The only problem are the de minimus which limits the eval
True. I've mentioned in the past, and some here don't believe me, but there are USPAP-certified instructors in states such as Teneese whose work revolve around these Evals. Guess what? They don't follow USPAP. How do I know? Because I've seen their reports.
 
They don't follow USPAP. How do I know? Because I've seen their reports.
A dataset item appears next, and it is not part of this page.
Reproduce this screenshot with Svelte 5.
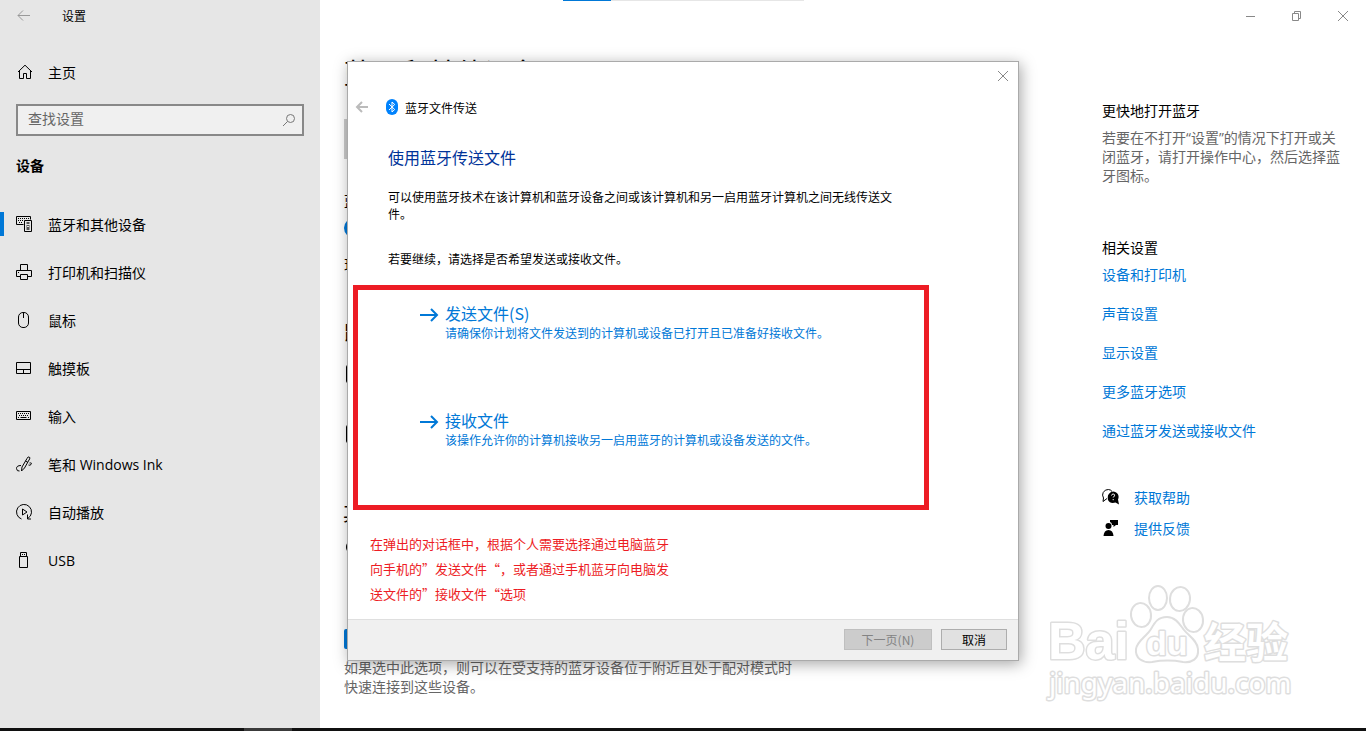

Evaluations have standards that are different from USPAP. An appraiser does not have to make a physical inspection of a property (most banks do want that however.) but an evaluation does require it...but it does not mean the evaluator has to inspect it- so the eval's I've seen are of a bank officer taking the picture "inspecting" drive by and an off site evaluator doing the report...which might only consist of a list of MLS sales - (in my own evaluation amusingly they had scrubbed the member persons name from the listing) - which were the private listings - meaning the user was not a member of the MLS - in fact, was a graduate student at the U of A with an undergraduate degree from a local university. Funny how that works. Right?
 
Evaluations have standards that are different from USPAP. An appraiser does not have to make a physical inspection of a property (most banks do want that however.) but an evaluation does require it...but it does not mean the evaluator has to inspect it- so the eval's I've seen are of a bank officer taking the picture "inspecting" drive by and an off site evaluator doing the report...which might only consist of a list of MLS sales - (in my own evaluation amusingly they had scrubbed the member persons name from the listing) - which were the private listings - meaning the user was not a member of the MLS - in fact, was a graduate student at the U of A with an undergraduate degree from a local university. Funny how that works. Right?

Well, thankfully, somebody knows what he’s talking about on this subject.